### EXERCISE AIM
From the records below, copy every line that contains the word "TypeScript".

+++ DATA IN THIS EXERCISE

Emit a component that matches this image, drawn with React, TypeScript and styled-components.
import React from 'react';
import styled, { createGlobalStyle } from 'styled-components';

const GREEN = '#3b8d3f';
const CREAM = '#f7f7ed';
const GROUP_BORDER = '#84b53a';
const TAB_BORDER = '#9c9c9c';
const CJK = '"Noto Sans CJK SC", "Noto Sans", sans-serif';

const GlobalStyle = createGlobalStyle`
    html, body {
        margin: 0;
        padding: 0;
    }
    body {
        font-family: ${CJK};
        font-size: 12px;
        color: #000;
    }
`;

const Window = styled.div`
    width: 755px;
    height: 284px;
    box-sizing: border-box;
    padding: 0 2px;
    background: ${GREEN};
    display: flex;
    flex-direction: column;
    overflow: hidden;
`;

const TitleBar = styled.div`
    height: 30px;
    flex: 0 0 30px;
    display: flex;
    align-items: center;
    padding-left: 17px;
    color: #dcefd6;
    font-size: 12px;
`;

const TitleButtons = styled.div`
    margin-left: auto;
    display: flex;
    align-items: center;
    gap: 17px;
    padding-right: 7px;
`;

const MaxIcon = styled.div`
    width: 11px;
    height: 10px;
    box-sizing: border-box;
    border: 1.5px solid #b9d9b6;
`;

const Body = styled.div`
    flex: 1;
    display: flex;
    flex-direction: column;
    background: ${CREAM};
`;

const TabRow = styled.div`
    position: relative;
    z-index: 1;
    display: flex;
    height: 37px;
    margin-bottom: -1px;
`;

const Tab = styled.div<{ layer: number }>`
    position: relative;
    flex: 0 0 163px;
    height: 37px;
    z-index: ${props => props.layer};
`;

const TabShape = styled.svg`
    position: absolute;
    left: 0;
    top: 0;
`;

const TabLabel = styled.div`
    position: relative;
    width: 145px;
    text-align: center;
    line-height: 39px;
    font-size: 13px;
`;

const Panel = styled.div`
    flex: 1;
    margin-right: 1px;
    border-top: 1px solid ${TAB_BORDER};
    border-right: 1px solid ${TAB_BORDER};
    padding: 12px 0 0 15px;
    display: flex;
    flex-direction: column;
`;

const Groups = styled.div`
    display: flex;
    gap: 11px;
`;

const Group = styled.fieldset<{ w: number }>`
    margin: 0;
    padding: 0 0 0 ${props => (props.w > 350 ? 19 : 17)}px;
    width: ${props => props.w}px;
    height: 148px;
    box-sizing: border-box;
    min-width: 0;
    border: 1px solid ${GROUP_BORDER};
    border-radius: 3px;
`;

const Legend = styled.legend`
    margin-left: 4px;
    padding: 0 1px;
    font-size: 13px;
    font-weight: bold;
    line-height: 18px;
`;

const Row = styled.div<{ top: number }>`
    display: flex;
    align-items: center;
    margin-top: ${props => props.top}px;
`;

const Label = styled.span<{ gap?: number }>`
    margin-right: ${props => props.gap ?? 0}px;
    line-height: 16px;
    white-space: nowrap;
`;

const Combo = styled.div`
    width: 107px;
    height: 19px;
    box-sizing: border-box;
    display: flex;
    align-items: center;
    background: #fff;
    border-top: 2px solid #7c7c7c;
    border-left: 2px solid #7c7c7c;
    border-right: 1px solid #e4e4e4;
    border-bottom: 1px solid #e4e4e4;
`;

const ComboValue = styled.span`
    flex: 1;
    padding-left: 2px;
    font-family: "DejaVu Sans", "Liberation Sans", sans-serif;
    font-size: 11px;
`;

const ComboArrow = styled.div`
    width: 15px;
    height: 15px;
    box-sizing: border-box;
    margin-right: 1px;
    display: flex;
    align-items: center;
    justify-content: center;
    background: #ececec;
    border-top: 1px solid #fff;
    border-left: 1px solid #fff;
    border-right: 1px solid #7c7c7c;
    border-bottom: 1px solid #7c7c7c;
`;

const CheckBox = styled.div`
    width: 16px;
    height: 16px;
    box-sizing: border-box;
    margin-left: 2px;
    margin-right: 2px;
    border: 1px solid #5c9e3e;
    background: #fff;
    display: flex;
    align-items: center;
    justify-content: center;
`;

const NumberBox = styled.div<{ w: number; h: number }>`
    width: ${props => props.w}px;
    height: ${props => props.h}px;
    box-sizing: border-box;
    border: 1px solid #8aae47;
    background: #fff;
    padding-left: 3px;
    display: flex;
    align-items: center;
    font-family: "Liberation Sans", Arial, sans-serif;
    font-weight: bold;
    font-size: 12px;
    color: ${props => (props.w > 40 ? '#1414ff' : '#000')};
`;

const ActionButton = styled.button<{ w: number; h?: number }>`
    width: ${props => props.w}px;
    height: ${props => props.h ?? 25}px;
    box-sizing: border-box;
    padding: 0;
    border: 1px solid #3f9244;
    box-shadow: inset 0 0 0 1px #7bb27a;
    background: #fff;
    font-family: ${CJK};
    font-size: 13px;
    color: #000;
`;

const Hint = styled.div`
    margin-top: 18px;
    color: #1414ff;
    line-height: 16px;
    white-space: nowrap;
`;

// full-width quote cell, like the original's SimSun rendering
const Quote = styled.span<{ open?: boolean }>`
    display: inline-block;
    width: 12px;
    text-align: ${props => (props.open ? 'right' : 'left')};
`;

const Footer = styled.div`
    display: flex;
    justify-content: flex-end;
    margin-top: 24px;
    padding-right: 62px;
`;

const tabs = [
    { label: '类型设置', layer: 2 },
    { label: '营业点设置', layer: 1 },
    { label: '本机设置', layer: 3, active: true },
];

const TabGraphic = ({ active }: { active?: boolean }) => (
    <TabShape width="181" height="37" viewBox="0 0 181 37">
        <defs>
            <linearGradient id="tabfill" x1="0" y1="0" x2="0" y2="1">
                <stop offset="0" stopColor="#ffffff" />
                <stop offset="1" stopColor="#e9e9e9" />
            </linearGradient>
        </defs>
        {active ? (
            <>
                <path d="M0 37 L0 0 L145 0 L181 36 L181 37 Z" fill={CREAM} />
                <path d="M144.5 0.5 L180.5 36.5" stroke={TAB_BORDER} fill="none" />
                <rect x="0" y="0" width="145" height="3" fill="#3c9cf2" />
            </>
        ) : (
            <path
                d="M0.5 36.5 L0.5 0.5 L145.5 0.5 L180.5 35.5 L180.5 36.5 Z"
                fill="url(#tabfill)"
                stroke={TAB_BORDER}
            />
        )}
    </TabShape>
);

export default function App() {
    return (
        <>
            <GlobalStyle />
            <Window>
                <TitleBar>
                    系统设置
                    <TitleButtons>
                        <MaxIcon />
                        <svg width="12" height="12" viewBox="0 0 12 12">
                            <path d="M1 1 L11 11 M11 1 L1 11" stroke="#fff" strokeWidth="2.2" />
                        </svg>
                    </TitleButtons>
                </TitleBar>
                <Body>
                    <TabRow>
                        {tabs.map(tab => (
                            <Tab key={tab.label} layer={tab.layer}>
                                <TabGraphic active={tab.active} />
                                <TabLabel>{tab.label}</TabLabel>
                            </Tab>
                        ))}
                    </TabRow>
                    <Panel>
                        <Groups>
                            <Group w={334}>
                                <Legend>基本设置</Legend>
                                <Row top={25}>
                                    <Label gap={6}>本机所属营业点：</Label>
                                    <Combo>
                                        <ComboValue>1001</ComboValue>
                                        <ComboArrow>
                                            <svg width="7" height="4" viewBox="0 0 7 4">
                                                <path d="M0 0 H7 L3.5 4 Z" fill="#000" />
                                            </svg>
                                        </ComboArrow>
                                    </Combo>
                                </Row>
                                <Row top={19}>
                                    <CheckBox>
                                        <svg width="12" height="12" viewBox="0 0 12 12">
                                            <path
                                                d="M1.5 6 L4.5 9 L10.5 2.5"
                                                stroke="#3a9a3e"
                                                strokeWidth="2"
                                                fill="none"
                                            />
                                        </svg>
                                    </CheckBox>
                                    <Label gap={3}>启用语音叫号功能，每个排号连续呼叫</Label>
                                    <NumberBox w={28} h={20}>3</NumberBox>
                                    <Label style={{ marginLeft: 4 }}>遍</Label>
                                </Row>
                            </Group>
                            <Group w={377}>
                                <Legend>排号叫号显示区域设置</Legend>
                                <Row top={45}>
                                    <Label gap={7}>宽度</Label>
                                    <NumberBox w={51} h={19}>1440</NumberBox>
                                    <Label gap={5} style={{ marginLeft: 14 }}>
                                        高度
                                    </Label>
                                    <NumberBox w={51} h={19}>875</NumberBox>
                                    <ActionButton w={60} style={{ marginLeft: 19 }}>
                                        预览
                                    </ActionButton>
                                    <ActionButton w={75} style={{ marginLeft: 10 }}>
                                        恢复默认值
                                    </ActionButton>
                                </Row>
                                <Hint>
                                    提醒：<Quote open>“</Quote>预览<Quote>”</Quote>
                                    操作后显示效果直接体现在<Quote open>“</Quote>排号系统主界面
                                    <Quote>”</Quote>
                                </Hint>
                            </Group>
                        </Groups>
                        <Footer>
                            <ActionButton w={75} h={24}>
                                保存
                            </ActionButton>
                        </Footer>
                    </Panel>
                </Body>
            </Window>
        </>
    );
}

++++++
+++ DATA IN THIS EXERCISE

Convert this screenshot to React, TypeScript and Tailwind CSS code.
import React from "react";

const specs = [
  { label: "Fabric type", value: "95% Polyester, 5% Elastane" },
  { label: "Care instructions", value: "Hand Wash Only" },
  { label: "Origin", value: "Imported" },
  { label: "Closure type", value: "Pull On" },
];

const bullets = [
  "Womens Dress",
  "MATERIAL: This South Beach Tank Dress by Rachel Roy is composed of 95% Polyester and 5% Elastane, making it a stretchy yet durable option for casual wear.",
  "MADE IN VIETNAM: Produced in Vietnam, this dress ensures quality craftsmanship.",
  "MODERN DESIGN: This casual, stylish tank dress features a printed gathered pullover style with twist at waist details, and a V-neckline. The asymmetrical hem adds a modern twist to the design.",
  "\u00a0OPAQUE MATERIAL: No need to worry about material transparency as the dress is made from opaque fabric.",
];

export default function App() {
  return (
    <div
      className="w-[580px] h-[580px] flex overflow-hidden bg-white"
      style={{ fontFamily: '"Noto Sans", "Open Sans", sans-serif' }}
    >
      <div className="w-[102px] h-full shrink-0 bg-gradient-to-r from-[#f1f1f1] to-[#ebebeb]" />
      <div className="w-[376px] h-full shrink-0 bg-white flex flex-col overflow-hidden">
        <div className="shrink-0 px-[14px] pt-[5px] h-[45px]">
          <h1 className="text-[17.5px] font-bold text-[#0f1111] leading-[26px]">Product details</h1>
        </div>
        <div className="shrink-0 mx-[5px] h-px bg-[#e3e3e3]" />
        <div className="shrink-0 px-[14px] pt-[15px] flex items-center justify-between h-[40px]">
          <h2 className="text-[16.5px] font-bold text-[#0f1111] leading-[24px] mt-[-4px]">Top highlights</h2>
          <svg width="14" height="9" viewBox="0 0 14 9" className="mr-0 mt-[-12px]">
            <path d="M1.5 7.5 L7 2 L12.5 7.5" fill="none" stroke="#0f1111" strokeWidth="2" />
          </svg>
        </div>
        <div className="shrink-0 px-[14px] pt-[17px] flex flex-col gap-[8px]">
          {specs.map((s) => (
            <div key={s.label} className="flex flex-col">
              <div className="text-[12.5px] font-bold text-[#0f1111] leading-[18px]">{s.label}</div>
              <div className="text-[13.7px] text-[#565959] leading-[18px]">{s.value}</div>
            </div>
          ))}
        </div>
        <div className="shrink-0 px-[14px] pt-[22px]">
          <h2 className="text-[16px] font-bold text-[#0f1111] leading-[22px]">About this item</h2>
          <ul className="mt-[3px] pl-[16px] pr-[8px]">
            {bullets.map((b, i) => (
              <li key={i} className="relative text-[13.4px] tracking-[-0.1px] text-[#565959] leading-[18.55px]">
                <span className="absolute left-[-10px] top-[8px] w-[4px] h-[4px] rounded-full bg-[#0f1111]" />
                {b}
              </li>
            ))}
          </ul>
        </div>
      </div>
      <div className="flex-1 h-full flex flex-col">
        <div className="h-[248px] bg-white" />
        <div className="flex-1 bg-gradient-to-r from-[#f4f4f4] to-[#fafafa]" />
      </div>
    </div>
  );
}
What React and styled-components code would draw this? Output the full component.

++++++

### ANSWER
Emit a component that matches this image, drawn with React, TypeScript and styled-components.
Convert this screenshot to React, TypeScript and Tailwind CSS code.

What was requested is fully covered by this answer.